Do you think that small modular reactors will be viable for advancing the country’s nuclear power plans?
The small modular reactor (SMR) is an emerging technology that is supposed to come with several advantages over conventional nuclear power reactors. These include enhanced safety, modular construction, flexibility and scalability, and reduced land footprint and emergency planning zone requirements.
The technology is being developed based on proven technology, that is, pressurised water reactors. SMRs are already in operation for ice-breaking applications and nuclear submarines. Further, significant research and development initiatives are being undertaken by various countries for the development and deployment of SMRs.
Apart from electricity generation, SMRs have a huge potential for non-electric applications in energy-intensive industries such as desalination, process heating, hydrogen generation, fertilisers and paper.
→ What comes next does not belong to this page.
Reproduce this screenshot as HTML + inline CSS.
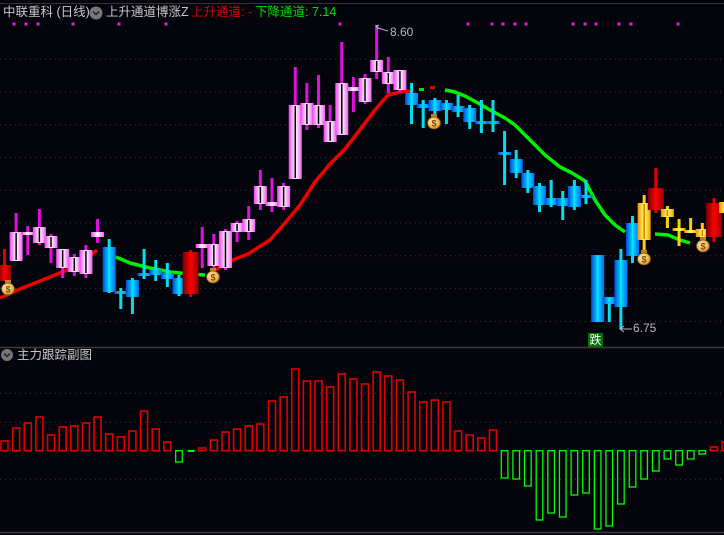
<!DOCTYPE html>
<html><head><meta charset="utf-8">
<style>
html,body{margin:0;padding:0;background:#04040c;width:724px;height:535px;overflow:hidden}
#w{position:relative;width:724px;height:535px;font-family:"Liberation Sans","Noto Sans CJK SC",sans-serif}
.t{position:absolute;font-size:12.5px;white-space:nowrap;line-height:14px}
svg{position:absolute;left:0;top:0}
</style></head><body><div id="w">
<svg id="s" width="724" height="535" viewBox="0 0 724 535">
<defs>
<linearGradient id="gp" x1="0" x2="1"><stop offset="0" stop-color="#f040f0"/><stop offset="0.5" stop-color="#ffffff"/><stop offset="1" stop-color="#f060f0"/></linearGradient>
<linearGradient id="gb" x1="0" x2="1"><stop offset="0" stop-color="#0048e0"/><stop offset="0.5" stop-color="#00d8ff"/><stop offset="1" stop-color="#0070f0"/></linearGradient>
<linearGradient id="gr" x1="0" x2="1"><stop offset="0" stop-color="#700000"/><stop offset="0.5" stop-color="#ff0000"/><stop offset="1" stop-color="#900000"/></linearGradient>
<linearGradient id="gy" x1="0" x2="1"><stop offset="0" stop-color="#f09000"/><stop offset="0.5" stop-color="#ffff70"/><stop offset="1" stop-color="#f0a000"/></linearGradient>
<radialGradient id="gm" cx="0.4" cy="0.4" r="0.7"><stop offset="0" stop-color="#fff0c0"/><stop offset="0.7" stop-color="#e8b040"/><stop offset="1" stop-color="#a06010"/></radialGradient>
</defs>
<g id="grid"></g>
<g id="sub"></g>
<g id="lines"></g>
<g id="c"></g>
<g id="bags"></g>
<circle cx="96" cy="13" r="6.5" fill="#777"/>
<polyline points="93,11.5 96,14.5 99,11.5" fill="none" stroke="#222" stroke-width="1.5"/>
<circle cx="7" cy="355" r="6" fill="#777"/>
<polyline points="4,353.5 7,356.5 10,353.5" fill="none" stroke="#222" stroke-width="1.5"/>
</svg>
<div class="t" style="left:3px;top:5px;color:#c8c8c8">中联重科 (日线)</div>
<div class="t" style="left:106px;top:5px;color:#c8c8c8">上升通道博涨Z</div>
<div class="t" style="left:191px;top:5px;color:#e00000">上升通道: -</div>
<div class="t" style="left:255px;top:5px;color:#00e000">下降通道: 7.14</div>
<div class="t" style="left:390px;top:25px;color:#b8b8b8;font-size:12px">8.60</div>
<div class="t" style="left:633px;top:321px;color:#b8b8b8;font-size:12px">6.75</div>
<div style="position:absolute;left:588px;top:333px;width:15px;height:14px;background:#007000;color:#fff;font-size:12px;line-height:14px;text-align:center;font-family:'Noto Sans CJK SC',sans-serif">跌</div>
<div class="t" style="left:17px;top:348px;color:#c8c8c8">主力跟踪副图</div>
</div>
<script>
var NS="http://www.w3.org/2000/svg";
function el(p,t,a){var e=document.createElementNS(NS,t);for(var k in a)e.setAttribute(k,a[k]);document.getElementById(p).appendChild(e);return e;}
el("grid","line",{x1:0,x2:724,y1:3.5,y2:3.5,stroke:"#333","stroke-width":1});
el("grid","line",{x1:0,x2:724,y1:347.5,y2:347.5,stroke:"#3a3a3a","stroke-width":1.5});
el("grid","line",{x1:0,x2:724,y1:532.5,y2:532.5,stroke:"#3a3a3a","stroke-width":1.5});
[59.3,92,124.7,157.5,190.3,223,255.8,288.6,321.4,393.3,422.3,450.7,479.3].forEach(function(y){
 el("grid","line",{x1:0,x2:724,y1:y,y2:y,stroke:"#3c3c3c","stroke-width":1,"stroke-dasharray":"1,4"});});
[14,26,38,73,119,166,340,468,492,503,515,526,573,585,596,619,631,678].forEach(function(x){el("grid","rect",{x:x-1.5,y:22.5,width:3,height:3,fill:"#e020e0"});});
function cx(i){return 4.5+11.63*i;}
var sub=[441,428,423,417,435,427,426,423,417,434,437,431,411,429,442,-462,-452,448,440,432,429,426,424,401,397,369,381,381,387,374,379,384,372,376,380,392,402,400,402,431,435,438,430,-478,-479,-486,-520,-513,-517,-495,-493,-529,-526,-504,-487,-479,-471,-459,-465,-459,-454,447,442];
var Z=450.7;
sub.forEach(function(v,i){var x=cx(i);
 if(v>0){el("sub","rect",{x:x-3.5,y:v,width:7,height:Z-v,fill:"none",stroke:"#e00000","stroke-width":1.6});}
 else{v=-v;if(i==16){el("sub","rect",{x:x-3,y:450,width:7,height:2,fill:"#00ff00"});return;}
 el("sub","rect",{x:x-3.3,y:Z,width:6.6,height:v-Z,fill:"none",stroke:"#00ff00","stroke-width":1.3});}
});
function pl(pts,col){el("lines","polyline",{points:pts.map(function(p){return p.join(",")}).join(" "),fill:"none",stroke:col,"stroke-width":3.5,"stroke-linejoin":"round"});}
pl([[0,298],[20,289],[40,281],[60,273],[80,264],[97,250]],"#f00000");
pl([[116,257],[130,263],[150,268],[170,272],[190,274],[205,275]],"#00f000");
pl([[213,271],[235,259],[248,254],[270,240],[285,223],[300,205],[315,182],[330,164],[345,149],[362,127],[375,110],[388,95],[400,92],[410,91]],"#f00000");
el("lines","rect",{x:419,y:88,width:5,height:3,fill:"#00e000"});
el("lines","rect",{x:430,y:86,width:5,height:3,fill:"#e00000"});
pl([[445,90],[455,92],[465,96],[478,103],[490,110],[505,118],[515,125],[530,140],[545,155],[560,167],[572,173],[585,181],[595,200],[605,215],[615,225],[625,232]],"#00f000");
pl([[655,234],[668,235],[680,240],[690,243]],"#00f000");
var C=[["r",265,281,249,281],["p",232,261,213,261],["p",232,235,226,255],["p",227,243,209,245],["p",236,248,234,263],["p",249,268,249,278],["p",257,272,254,276],["p",250,274,245,278],["p",232,237,219,243],["b",247,292,239,293],["b",291,294,288,309],["b",280,297,278,314],["b",273,276,249,279],["b",270,275,260,281],["b",273,279,263,287],["b",278,294,275,296],["r",252,294,250,297],["p",244,248,227,268],["p",244,266,234,271],["p",231,268,229,270],["p",223,232,221,242],["p",219,232,206,240],["p",186,204,170,210],["p",202,206,178,212],["p",186,207,183,210],["p",105,179,67,179],["p",103,125,83,130],["p",105,125,75,128],["p",121,142,105,142],["p",83,135,42,135],["p",87,91,77,112],["p",78,102,74,104],["p",60,72,25,79],["p",72,84,57,93],["p",70,90,70,92],["b",93,105,83,124],["b",104,108,100,128],["b",100,111,98,124],["b",103,110,100,124],["b",106,112,95,117],["b",108,122,105,129],["b",121,124,100,133],["b",121,124,100,132],["b",152,155,131,185],["b",159,173,150,178],["b",173,188,170,193],["b",186,205,183,212],["b",198,205,180,207],["b",198,206,191,220],["b",186,207,180,210],["b",195,198,180,204],["b",255,322,255,322],["b",297,304,297,322],["b",260,307,249,329],["b",223,256,216,263],["y",203,240,195,251],["r",188,210,168,213],["y",209,217,206,228],["y",228,231,219,246],["y",230,233,218,233],["y",229,237,223,240],["r",203,237,198,242],["y",202,213,198,216]];
var wk={p:"#e010e0",b:"#00e0f0",r:"#e00000",y:"#ffd000"};
var inner={p:"#000",b:"#00e8ff",r:null,y:"#d08000"};
var gr={p:"url(#gp)",b:"url(#gb)",r:"url(#gr)",y:"url(#gy)"};
C.forEach(function(c,i){var x=cx(i);var t=c[0];var w=(t=="r"&&(i==16||i==56||i==61))?16:13;
 el("c","rect",{x:x-1.5,y:c[3],width:3,height:c[4]-c[3],fill:wk[t]});
 var h=Math.max(c[2]-c[1],3);
 el("c","rect",{x:x-w/2,y:c[1],width:w,height:h,fill:gr[t]});
 if(inner[t]&&h>5)el("c","rect",{x:x-0.75,y:c[1]+1,width:1.5,height:h-2,fill:inner[t]});
});
el("c","polyline",{points:"388,31 378,28 376,26",fill:"none",stroke:"#b8b8b8","stroke-width":1});
el("c","polyline",{points:"379,25 376,26 378,29",fill:"none",stroke:"#b8b8b8","stroke-width":1});
el("c","line",{x1:620,y1:329,x2:632,y2:329,stroke:"#b8b8b8","stroke-width":1});
el("c","polyline",{points:"624,326 620,329 624,332",fill:"none",stroke:"#b8b8b8","stroke-width":1});
[[8,289],[213,277],[434,123],[644,259],[703,246]].forEach(function(p){
 el("bags","rect",{x:p[0]-3,y:p[1]-9,width:6,height:3,fill:"#c08020"});
 el("bags","ellipse",{cx:p[0],cy:p[1],rx:6.5,ry:6,fill:"url(#gm)",stroke:"#805010","stroke-width":0.8});
 var t=el("bags","text",{x:p[0],y:p[1]+3.5,"font-size":9,"font-weight":"bold","text-anchor":"middle",fill:"#804000","font-family":"Liberation Sans,sans-serif"});t.textContent="$";
});
</script>
</body></html>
With matured technology, mass-scale deployment and indigenous manufacturing, SMRs are expected to gain techno-economic viability and help in furthering India’s nuclear power plans.
What is the current status of coal mining?
We have achieved substantial progress in both coal production and dispatch from our captive mines. During the first half of 2023-24, our coal production stood at 16.1 MMT, registering a growth of 83 per cent over the previous year. Similarly, our coal dispatch reached 17.2 MMT, demonstrating a 94 per cent increase over the previous year. With this momentum, we are well on track to achieve our ambitious target of 34 MMT for 2023-24.
What are NTPC’s key goals for 2023-24?
Given the current power demand landscape, we anticipate a growth of over 6 per cent in our power generation compared to the previous year. Moreover, our goal for this fiscal year is the addition of 3.5 GW of capacity to our portfolio, of which we have already commissioned 1.6 GW, highlighting our rapid progress. In coal mining, our target for 2023-24 stands at 34 MMT, a substantial 47 per cent increase over the previous year. These achievements underscore our dedication to meeting the energy needs of the country.